In the words of the researcher, “There is still much ground to cover before the Brazilian detector will be able to detect a gravitational wave.”
The North American detector is already at a much more advanced stage. “The aLIGO is fortunate enough to have a budget 600 times larger than the Mario Schenberg has. And while the Brazilian team has about 30 researchers, many of whom contribute to the project in a purely theoretical manner, the multinational team behind aLIGO has nearly 1,000 researchers,” said Aguiar.
With aLIGO, which will enter commissioned operation in 2014, gravitational astronomy may become as effective a discipline as electromagnetic astronomy, being able not only to detect a signal but also to identify the “signature” printed on it by its source of emission.
With a projected sensitivity to wave amplitude ten times greater than the previous version (LIGO), when aLIGO is operational in “scientific mode” it will be able to observe a volume of the Universe that is approximately 10,000 times larger than the Earth. It will therefore increase the rate of occurrence for astronomical events by the same factor. An event that would take 50 years to be detected by LIGO could be detected in less than a month by aLIGO.
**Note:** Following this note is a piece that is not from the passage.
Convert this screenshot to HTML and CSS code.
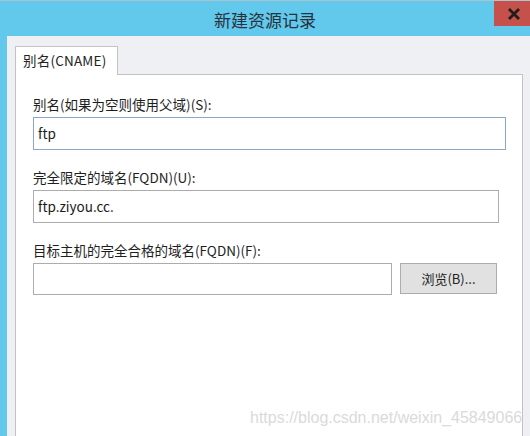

“The contribution the Mario Schenberg detector will be able to make is in determining the wave’s direction (where it comes from) and its polarization (the wave’s orientation in space), which can tell us much about what is happening at the source of emission,” said Aguiar.
“All this will be done using a technique different from interferometry, meaning based on another physical detection principle (absorption of wave energy), which can add to our knowledge of gravitational waves,” he said.
According to Aguiar, there is a lack of students to develop the experimental study. “We need as many students as possible so we can do the work more quickly,” he said—an invitation that calls out to young scientists hoping to play a part in unraveling the great mysteries of the Universe.